What is expected: All the data should be repeated exactly. Any image in it is left out.

Source material:

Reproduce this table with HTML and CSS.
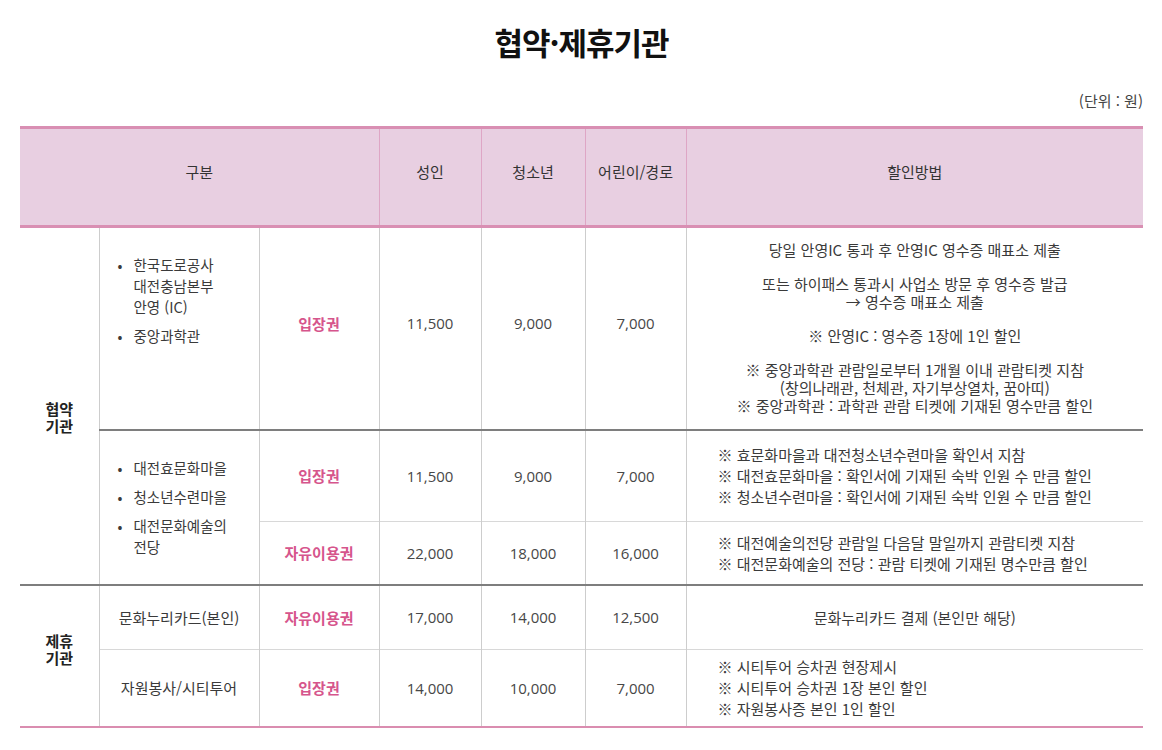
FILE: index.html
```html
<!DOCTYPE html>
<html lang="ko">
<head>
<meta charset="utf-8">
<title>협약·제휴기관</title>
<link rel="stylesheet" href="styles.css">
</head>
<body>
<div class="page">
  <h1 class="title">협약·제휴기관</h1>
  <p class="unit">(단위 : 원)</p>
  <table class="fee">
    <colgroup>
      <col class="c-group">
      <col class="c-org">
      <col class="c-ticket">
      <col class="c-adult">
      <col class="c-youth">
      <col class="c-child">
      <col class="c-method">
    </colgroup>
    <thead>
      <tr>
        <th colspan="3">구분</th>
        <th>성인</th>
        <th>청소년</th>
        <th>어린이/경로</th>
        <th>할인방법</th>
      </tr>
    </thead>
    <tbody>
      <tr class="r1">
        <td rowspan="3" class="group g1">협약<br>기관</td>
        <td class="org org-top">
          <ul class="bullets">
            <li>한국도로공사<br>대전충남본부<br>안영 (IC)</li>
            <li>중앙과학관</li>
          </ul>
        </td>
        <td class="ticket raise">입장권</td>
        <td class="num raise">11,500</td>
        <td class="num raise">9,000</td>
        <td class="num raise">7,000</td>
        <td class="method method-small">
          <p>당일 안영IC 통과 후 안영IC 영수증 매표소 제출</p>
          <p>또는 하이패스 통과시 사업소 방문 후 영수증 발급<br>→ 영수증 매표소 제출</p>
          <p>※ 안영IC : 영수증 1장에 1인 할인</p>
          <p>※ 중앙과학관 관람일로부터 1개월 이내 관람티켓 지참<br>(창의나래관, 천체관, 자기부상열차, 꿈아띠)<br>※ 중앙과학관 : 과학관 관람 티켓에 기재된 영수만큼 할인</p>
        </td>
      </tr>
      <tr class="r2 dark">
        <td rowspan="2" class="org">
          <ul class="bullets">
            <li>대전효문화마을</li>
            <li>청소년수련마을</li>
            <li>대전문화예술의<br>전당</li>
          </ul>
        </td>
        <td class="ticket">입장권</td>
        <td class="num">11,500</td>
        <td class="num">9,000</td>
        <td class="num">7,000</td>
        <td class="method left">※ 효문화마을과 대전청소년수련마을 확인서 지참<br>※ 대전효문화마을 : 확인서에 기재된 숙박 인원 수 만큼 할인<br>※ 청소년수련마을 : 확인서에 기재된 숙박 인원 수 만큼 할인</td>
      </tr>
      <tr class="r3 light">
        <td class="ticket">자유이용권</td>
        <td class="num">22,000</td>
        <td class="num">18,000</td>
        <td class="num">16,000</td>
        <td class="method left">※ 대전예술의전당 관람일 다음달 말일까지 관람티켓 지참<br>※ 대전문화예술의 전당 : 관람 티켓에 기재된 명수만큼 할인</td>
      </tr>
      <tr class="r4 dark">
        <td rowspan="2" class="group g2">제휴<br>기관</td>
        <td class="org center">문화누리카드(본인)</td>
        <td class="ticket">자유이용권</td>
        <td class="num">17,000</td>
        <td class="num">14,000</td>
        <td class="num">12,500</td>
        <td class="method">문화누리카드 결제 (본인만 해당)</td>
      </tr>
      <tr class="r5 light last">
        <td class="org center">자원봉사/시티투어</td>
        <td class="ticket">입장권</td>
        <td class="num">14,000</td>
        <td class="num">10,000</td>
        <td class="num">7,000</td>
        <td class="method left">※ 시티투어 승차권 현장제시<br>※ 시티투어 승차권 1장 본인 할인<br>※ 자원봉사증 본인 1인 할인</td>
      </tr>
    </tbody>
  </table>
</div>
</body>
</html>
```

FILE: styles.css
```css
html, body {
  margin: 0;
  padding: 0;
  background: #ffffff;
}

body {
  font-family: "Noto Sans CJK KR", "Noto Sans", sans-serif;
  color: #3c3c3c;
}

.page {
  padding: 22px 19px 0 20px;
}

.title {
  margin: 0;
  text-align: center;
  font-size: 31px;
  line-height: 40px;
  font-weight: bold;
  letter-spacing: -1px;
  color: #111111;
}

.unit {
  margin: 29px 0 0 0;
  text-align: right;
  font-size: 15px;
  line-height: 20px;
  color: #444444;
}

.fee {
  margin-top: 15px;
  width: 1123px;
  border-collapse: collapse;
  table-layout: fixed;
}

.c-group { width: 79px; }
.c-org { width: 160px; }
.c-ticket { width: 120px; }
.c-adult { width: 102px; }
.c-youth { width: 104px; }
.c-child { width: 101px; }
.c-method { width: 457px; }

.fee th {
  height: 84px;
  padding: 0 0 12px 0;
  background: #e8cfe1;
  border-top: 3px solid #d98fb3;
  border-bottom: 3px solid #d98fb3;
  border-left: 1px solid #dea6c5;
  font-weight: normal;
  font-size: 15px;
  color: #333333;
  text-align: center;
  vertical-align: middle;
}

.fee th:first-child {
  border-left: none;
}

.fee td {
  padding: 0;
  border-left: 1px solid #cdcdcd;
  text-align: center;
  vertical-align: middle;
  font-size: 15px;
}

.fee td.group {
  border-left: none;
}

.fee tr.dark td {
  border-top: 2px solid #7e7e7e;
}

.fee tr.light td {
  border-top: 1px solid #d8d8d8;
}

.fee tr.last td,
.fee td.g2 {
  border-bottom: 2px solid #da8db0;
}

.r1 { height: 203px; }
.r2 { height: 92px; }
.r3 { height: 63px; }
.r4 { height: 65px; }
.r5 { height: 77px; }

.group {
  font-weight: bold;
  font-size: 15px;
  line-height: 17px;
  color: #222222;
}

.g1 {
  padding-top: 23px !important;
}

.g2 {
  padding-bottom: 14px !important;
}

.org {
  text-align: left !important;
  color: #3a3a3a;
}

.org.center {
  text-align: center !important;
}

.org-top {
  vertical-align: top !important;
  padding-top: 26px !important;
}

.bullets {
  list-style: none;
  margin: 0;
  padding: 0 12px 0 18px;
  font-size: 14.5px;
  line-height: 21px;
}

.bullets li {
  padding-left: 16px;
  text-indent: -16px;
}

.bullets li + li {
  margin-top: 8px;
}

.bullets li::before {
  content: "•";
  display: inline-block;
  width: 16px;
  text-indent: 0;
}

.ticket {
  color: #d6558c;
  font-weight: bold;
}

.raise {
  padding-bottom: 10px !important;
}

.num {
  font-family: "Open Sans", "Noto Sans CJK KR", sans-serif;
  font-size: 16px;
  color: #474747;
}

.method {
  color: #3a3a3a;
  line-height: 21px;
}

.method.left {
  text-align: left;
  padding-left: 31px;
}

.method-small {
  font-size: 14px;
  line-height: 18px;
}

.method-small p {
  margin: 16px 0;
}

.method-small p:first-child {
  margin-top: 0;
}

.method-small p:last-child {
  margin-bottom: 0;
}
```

Solution for this exercise:
Reproduce this table with HTML and CSS.
FILE: index.html
```html
<!DOCTYPE html>
<html lang="ko">
<head>
<meta charset="utf-8">
<title>협약·제휴기관</title>
<link rel="stylesheet" href="styles.css">
</head>
<body>
<div class="page">
  <h1 class="title">협약·제휴기관</h1>
  <p class="unit">(단위 : 원)</p>
  <table class="fee">
    <colgroup>
      <col class="c-group">
      <col class="c-org">
      <col class="c-ticket">
      <col class="c-adult">
      <col class="c-youth">
      <col class="c-child">
      <col class="c-method">
    </colgroup>
    <thead>
      <tr>
        <th colspan="3">구분</th>
        <th>성인</th>
        <th>청소년</th>
        <th>어린이/경로</th>
        <th>할인방법</th>
      </tr>
    </thead>
    <tbody>
      <tr class="r1">
        <td rowspan="3" class="group g1">협약<br>기관</td>
        <td class="org org-top">
          <ul class="bullets">
            <li>한국도로공사<br>대전충남본부<br>안영 (IC)</li>
            <li>중앙과학관</li>
          </ul>
        </td>
        <td class="ticket raise">입장권</td>
        <td class="num raise">11,500</td>
        <td class="num raise">9,000</td>
        <td class="num raise">7,000</td>
        <td class="method method-small">
          <p>당일 안영IC 통과 후 안영IC 영수증 매표소 제출</p>
          <p>또는 하이패스 통과시 사업소 방문 후 영수증 발급<br>→ 영수증 매표소 제출</p>
          <p>※ 안영IC : 영수증 1장에 1인 할인</p>
          <p>※ 중앙과학관 관람일로부터 1개월 이내 관람티켓 지참<br>(창의나래관, 천체관, 자기부상열차, 꿈아띠)<br>※ 중앙과학관 : 과학관 관람 티켓에 기재된 영수만큼 할인</p>
        </td>
      </tr>
      <tr class="r2 dark">
        <td rowspan="2" class="org">
          <ul class="bullets">
            <li>대전효문화마을</li>
            <li>청소년수련마을</li>
            <li>대전문화예술의<br>전당</li>
          </ul>
        </td>
        <td class="ticket">입장권</td>
        <td class="num">11,500</td>
        <td class="num">9,000</td>
        <td class="num">7,000</td>
        <td class="method left">※ 효문화마을과 대전청소년수련마을 확인서 지참<br>※ 대전효문화마을 : 확인서에 기재된 숙박 인원 수 만큼 할인<br>※ 청소년수련마을 : 확인서에 기재된 숙박 인원 수 만큼 할인</td>
      </tr>
      <tr class="r3 light">
        <td class="ticket">자유이용권</td>
        <td class="num">22,000</td>
        <td class="num">18,000</td>
        <td class="num">16,000</td>
        <td class="method left">※ 대전예술의전당 관람일 다음달 말일까지 관람티켓 지참<br>※ 대전문화예술의 전당 : 관람 티켓에 기재된 명수만큼 할인</td>
      </tr>
      <tr class="r4 dark">
        <td rowspan="2" class="group g2">제휴<br>기관</td>
        <td class="org center">문화누리카드(본인)</td>
        <td class="ticket">자유이용권</td>
        <td class="num">17,000</td>
        <td class="num">14,000</td>
        <td class="num">12,500</td>
        <td class="method">문화누리카드 결제 (본인만 해당)</td>
      </tr>
      <tr class="r5 light last">
        <td class="org center">자원봉사/시티투어</td>
        <td class="ticket">입장권</td>
        <td class="num">14,000</td>
        <td class="num">10,000</td>
        <td class="num">7,000</td>
        <td class="method left">※ 시티투어 승차권 현장제시<br>※ 시티투어 승차권 1장 본인 할인<br>※ 자원봉사증 본인 1인 할인</td>
      </tr>
    </tbody>
  </table>
</div>
</body>
</html>
```

FILE: styles.css
```css
html, body {
  margin: 0;
  padding: 0;
  background: #ffffff;
}

body {
  font-family: "Noto Sans CJK KR", "Noto Sans", sans-serif;
  color: #3c3c3c;
}

.page {
  padding: 22px 19px 0 20px;
}

.title {
  margin: 0;
  text-align: center;
  font-size: 31px;
  line-height: 40px;
  font-weight: bold;
  letter-spacing: -1px;
  color: #111111;
}

.unit {
  margin: 29px 0 0 0;
  text-align: right;
  font-size: 15px;
  line-height: 20px;
  color: #444444;
}

.fee {
  margin-top: 15px;
  width: 1123px;
  border-collapse: collapse;
  table-layout: fixed;
}

.c-group { width: 79px; }
.c-org { width: 160px; }
.c-ticket { width: 120px; }
.c-adult { width: 102px; }
.c-youth { width: 104px; }
.c-child { width: 101px; }
.c-method { width: 457px; }

.fee th {
  height: 84px;
  padding: 0 0 12px 0;
  background: #e8cfe1;
  border-top: 3px solid #d98fb3;
  border-bottom: 3px solid #d98fb3;
  border-left: 1px solid #dea6c5;
  font-weight: normal;
  font-size: 15px;
  color: #333333;
  text-align: center;
  vertical-align: middle;
}

.fee th:first-child {
  border-left: none;
}

.fee td {
  padding: 0;
  border-left: 1px solid #cdcdcd;
  text-align: center;
  vertical-align: middle;
  font-size: 15px;
}

.fee td.group {
  border-left: none;
}

.fee tr.dark td {
  border-top: 2px solid #7e7e7e;
}

.fee tr.light td {
  border-top: 1px solid #d8d8d8;
}

.fee tr.last td,
.fee td.g2 {
  border-bottom: 2px solid #da8db0;
}

.r1 { height: 203px; }
.r2 { height: 92px; }
.r3 { height: 63px; }
.r4 { height: 65px; }
.r5 { height: 77px; }

.group {
  font-weight: bold;
  font-size: 15px;
  line-height: 17px;
  color: #222222;
}

.g1 {
  padding-top: 23px !important;
}

.g2 {
  padding-bottom: 14px !important;
}

.org {
  text-align: left !important;
  color: #3a3a3a;
}

.org.center {
  text-align: center !important;
}

.org-top {
  vertical-align: top !important;
  padding-top: 26px !important;
}

.bullets {
  list-style: none;
  margin: 0;
  padding: 0 12px 0 18px;
  font-size: 14.5px;
  line-height: 21px;
}

.bullets li {
  padding-left: 16px;
  text-indent: -16px;
}

.bullets li + li {
  margin-top: 8px;
}

.bullets li::before {
  content: "•";
  display: inline-block;
  width: 16px;
  text-indent: 0;
}

.ticket {
  color: #d6558c;
  font-weight: bold;
}

.raise {
  padding-bottom: 10px !important;
}

.num {
  font-family: "Open Sans", "Noto Sans CJK KR", sans-serif;
  font-size: 16px;
  color: #474747;
}

.method {
  color: #3a3a3a;
  line-height: 21px;
}

.method.left {
  text-align: left;
  padding-left: 31px;
}

.method-small {
  font-size: 14px;
  line-height: 18px;
}

.method-small p {
  margin: 16px 0;
}

.method-small p:first-child {
  margin-top: 0;
}

.method-small p:last-child {
  margin-bottom: 0;
}
```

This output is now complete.